Invenção e memória é uma coletânea de 15 contos inéditos de Lygia Fagundes Telles. A escritora mostra com seus personagens a gama de sentimentos que a chamada vida moderna provoca em cada um de nós. Uma tensão interiorizada permeia o texto, onde conflitos subjetivos são levados no ritmo da observação e da memória. Narradora intimista, com sua linguagem límpida e nervosa ela evoca cenas e estados de espírito da infância e da adolescência, alguns tristes e amargos, outros impregnados de humor sutil e fina ironia. Há, sim, morte, escuridão, solidão e loucura. Mas também bastante romantismo, crítica social e, principalmente, esperança.
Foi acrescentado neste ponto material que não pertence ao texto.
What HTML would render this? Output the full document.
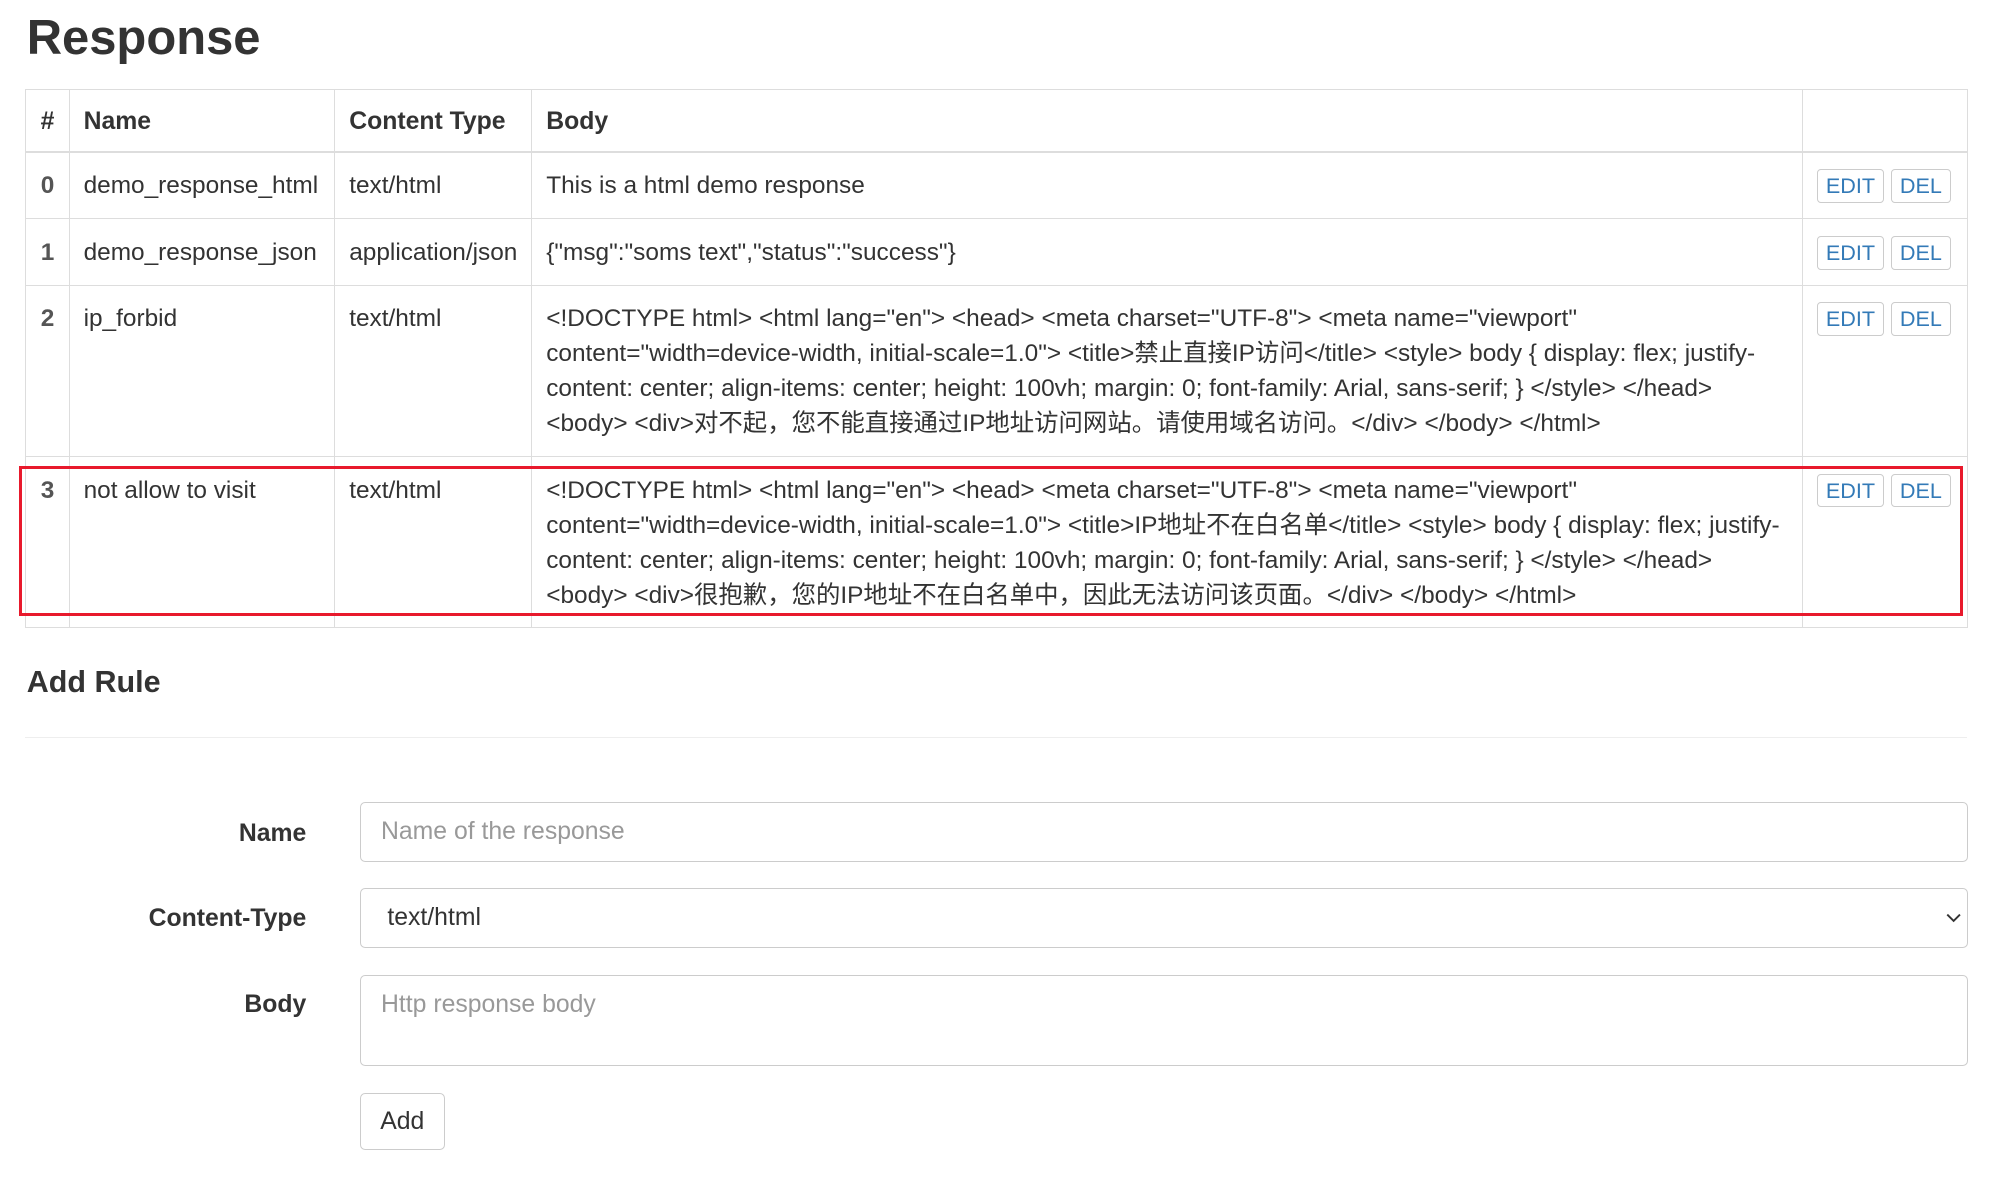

Em "Que se chama solidão" e "Suicídio na granja", há o encontro da infância (o alvorecer da vida) com a morte — esse tema onipresente nas obras de Lygia. A adolescência de sonhos e fantasias — e não por acaso a narrativa ganha toques fantásticos — está em "Dança com o anjo", "Que número faz favor?" e "Cinema Gato Preto". Em "Se és capaz" a autora fala de forma amarga e irônica sobre a entrada na idade madura. Já "Heffman" é uma bem-humorada recordação dos tempos de estudante, e "O Cristo da Bahia", "Dia de dizer não" e "O menino e o velho", pungentes crônicas sociais.
Em "Rua Sabará, 400", a escritora faz uma citação a Machado de Assis, lembrando Dom Casmurro. Bem a propósito, pois como contistas os dois escritores têm muito em comum: surpreendem no início da narrativa, na forma original de conduzir a história, nos desfechos surpreendentes, características que persistem em "A chave na porta", "História de passarinho", "Potyra" e "Nada de novo na frente ocidental".
Uma das maiores escritoras brasileiras de todos os tempos, Lygia Fagundes Telles sempre se renova e nos surpreende com sua imaginação prodigiosa, sua linguagem altamente elaborada — que, mesmo assim, brinca o tempo todo com o leitor — e seu riquíssimo universo ficcional.